TASK INSTRUCTIONS ▸
Check each line of the material. Copy those containing "that".

Records with interface code ▸
::::

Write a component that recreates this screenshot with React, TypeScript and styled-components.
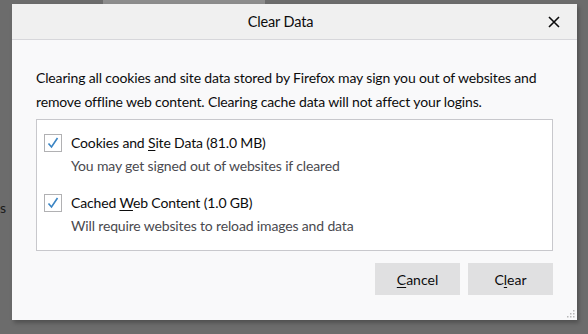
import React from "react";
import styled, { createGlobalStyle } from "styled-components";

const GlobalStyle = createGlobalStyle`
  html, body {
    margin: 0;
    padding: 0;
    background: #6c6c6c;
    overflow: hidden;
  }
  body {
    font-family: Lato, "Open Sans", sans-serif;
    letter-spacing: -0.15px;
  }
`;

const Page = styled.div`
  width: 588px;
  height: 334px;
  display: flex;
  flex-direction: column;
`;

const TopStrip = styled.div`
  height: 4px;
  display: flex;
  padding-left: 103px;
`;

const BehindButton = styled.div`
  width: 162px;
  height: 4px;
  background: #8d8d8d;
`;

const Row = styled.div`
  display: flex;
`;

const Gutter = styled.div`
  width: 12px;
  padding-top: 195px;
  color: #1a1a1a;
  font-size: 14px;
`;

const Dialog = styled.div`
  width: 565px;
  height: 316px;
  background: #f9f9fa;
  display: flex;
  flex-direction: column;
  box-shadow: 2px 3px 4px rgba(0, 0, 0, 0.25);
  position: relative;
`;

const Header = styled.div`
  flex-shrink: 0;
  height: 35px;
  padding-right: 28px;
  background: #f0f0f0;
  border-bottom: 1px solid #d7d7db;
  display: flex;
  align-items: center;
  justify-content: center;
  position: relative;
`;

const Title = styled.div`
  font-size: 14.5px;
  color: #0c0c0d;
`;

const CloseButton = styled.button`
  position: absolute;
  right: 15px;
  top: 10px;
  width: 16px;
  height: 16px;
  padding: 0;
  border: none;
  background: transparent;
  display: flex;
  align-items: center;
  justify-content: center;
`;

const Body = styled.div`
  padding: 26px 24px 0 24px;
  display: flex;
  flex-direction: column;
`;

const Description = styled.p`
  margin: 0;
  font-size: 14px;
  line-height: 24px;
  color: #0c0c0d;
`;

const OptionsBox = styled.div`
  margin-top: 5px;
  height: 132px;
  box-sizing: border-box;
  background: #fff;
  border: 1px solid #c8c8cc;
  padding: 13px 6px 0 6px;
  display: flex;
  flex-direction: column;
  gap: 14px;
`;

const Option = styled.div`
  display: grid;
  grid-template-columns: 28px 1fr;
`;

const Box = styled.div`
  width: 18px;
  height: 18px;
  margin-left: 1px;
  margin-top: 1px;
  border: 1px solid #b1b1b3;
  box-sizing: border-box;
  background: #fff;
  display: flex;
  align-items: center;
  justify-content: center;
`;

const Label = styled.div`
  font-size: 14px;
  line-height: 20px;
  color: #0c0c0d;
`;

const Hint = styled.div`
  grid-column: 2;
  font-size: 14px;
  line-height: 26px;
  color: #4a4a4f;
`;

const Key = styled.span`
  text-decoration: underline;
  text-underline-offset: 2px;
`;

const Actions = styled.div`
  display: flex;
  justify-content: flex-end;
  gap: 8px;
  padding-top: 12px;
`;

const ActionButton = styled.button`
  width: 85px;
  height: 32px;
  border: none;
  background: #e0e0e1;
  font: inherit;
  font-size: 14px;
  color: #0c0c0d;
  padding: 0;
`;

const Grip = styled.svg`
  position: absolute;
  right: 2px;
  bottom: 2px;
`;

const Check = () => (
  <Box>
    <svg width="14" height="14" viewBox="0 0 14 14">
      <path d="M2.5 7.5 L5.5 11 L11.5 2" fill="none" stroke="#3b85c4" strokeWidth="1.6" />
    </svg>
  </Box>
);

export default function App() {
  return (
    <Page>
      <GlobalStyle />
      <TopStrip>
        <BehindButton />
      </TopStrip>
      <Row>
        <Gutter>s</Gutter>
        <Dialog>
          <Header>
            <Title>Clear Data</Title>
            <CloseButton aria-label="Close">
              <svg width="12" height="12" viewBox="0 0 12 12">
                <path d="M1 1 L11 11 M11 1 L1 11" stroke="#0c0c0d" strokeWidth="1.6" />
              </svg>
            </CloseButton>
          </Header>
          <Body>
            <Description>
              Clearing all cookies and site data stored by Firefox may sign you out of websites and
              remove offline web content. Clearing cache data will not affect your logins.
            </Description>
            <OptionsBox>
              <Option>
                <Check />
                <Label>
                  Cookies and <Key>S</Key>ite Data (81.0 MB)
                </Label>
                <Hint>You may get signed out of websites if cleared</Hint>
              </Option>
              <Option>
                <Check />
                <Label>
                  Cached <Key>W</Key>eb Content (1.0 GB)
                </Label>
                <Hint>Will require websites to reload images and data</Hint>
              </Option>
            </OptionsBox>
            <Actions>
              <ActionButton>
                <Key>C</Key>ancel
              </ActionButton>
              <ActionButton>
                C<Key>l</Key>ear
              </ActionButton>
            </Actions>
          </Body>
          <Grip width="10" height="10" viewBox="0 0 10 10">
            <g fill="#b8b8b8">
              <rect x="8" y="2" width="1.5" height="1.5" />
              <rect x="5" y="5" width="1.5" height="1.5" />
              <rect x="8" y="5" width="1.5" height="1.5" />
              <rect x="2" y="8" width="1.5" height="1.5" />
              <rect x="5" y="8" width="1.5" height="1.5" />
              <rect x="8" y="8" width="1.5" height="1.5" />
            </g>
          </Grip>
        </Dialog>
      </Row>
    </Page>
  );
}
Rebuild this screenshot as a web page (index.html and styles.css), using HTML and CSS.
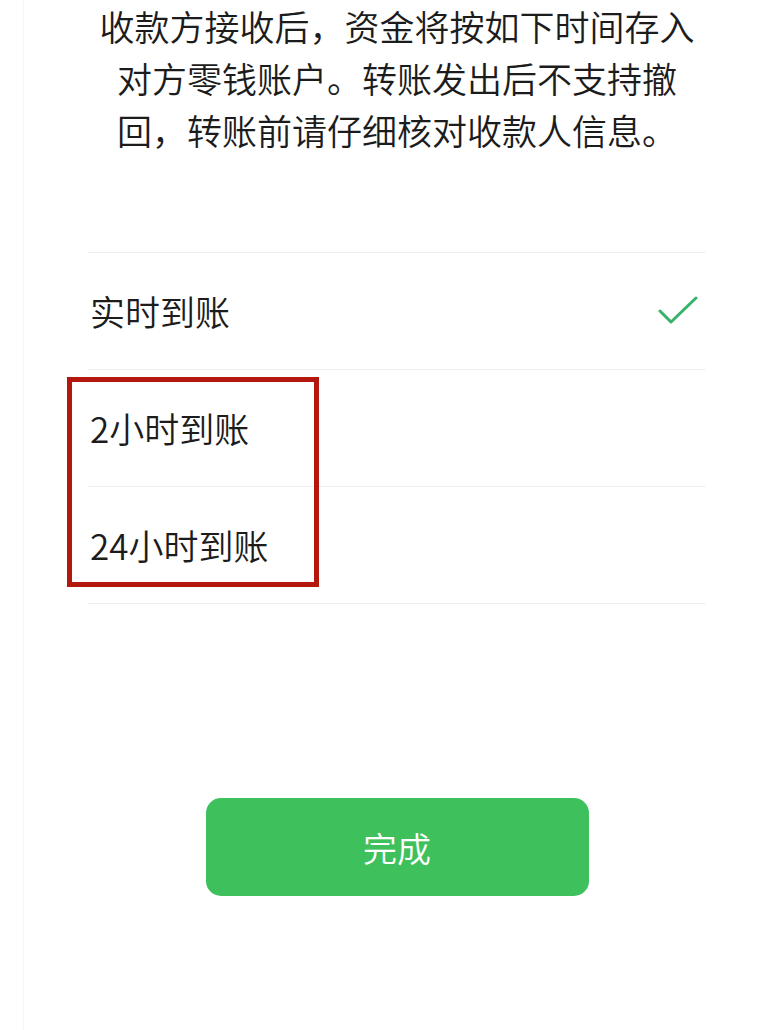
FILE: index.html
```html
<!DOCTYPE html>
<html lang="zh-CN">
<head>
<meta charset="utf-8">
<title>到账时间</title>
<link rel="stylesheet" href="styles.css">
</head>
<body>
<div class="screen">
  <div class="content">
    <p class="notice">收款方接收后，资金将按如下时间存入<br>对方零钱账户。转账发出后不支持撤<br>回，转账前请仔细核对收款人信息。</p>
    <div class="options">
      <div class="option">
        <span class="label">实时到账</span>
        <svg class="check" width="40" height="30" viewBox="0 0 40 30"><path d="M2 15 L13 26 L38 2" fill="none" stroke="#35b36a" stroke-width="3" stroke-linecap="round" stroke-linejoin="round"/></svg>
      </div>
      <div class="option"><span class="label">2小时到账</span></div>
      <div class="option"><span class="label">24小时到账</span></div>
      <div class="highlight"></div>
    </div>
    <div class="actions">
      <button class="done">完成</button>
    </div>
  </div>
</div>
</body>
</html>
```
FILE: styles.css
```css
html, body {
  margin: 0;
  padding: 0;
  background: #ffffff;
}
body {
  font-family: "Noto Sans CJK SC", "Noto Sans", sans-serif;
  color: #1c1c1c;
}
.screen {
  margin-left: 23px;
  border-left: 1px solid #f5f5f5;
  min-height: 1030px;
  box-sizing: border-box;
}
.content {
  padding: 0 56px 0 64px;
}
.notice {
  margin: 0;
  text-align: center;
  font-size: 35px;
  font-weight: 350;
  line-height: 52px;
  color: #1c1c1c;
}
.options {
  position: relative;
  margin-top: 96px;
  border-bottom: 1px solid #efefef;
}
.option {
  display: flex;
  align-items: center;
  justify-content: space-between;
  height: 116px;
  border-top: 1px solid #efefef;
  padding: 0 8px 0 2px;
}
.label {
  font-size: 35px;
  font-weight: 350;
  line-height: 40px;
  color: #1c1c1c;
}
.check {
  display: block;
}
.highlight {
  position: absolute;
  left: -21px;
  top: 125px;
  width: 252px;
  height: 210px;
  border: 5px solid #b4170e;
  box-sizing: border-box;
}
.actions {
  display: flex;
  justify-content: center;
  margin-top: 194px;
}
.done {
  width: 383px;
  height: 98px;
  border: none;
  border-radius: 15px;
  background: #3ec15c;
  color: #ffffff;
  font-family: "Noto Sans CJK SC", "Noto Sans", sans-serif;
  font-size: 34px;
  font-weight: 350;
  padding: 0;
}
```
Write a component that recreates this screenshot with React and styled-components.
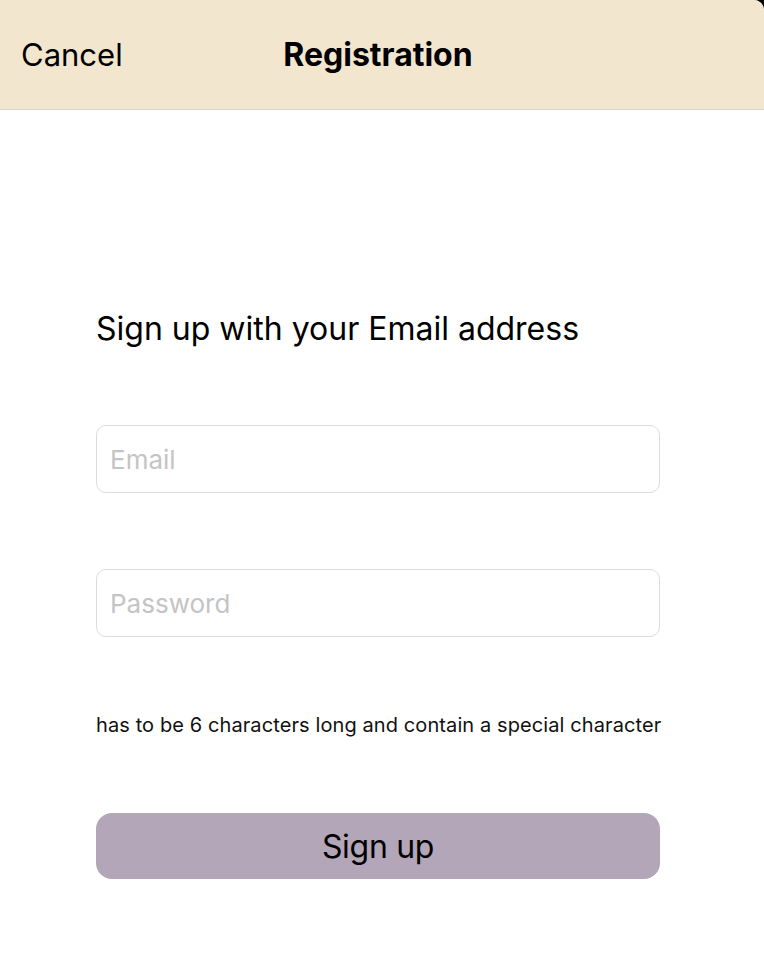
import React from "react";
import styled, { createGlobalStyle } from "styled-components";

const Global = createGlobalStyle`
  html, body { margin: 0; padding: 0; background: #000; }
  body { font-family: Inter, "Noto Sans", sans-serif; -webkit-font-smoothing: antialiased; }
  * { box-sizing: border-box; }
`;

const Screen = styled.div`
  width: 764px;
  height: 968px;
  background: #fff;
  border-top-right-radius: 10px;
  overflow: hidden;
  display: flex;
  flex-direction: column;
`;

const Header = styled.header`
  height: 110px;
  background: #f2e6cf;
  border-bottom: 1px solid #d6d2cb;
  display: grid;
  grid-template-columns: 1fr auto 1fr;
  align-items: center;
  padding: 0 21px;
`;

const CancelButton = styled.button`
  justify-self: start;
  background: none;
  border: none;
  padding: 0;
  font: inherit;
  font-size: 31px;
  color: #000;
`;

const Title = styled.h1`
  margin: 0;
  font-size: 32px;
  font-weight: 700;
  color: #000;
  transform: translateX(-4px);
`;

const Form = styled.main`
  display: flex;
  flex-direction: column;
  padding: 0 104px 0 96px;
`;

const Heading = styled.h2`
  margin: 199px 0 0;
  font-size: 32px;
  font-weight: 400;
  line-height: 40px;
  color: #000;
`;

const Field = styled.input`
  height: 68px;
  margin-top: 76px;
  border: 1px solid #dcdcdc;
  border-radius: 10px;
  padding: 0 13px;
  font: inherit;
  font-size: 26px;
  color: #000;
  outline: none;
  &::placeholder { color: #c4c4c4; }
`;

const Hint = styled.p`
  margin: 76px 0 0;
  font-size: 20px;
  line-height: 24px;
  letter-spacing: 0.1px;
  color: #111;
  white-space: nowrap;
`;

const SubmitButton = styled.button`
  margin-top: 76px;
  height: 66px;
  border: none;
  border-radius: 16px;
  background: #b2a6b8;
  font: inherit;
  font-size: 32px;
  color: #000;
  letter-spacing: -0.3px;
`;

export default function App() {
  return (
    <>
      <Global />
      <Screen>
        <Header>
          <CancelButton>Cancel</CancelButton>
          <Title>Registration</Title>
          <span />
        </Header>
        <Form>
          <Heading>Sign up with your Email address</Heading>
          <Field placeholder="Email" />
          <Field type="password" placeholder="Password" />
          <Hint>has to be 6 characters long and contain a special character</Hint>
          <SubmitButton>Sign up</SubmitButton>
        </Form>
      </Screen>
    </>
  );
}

::::

SOLUTION TO THIS TASK ▸
Write a component that recreates this screenshot with React, TypeScript and styled-components.
Write a component that recreates this screenshot with React and styled-components.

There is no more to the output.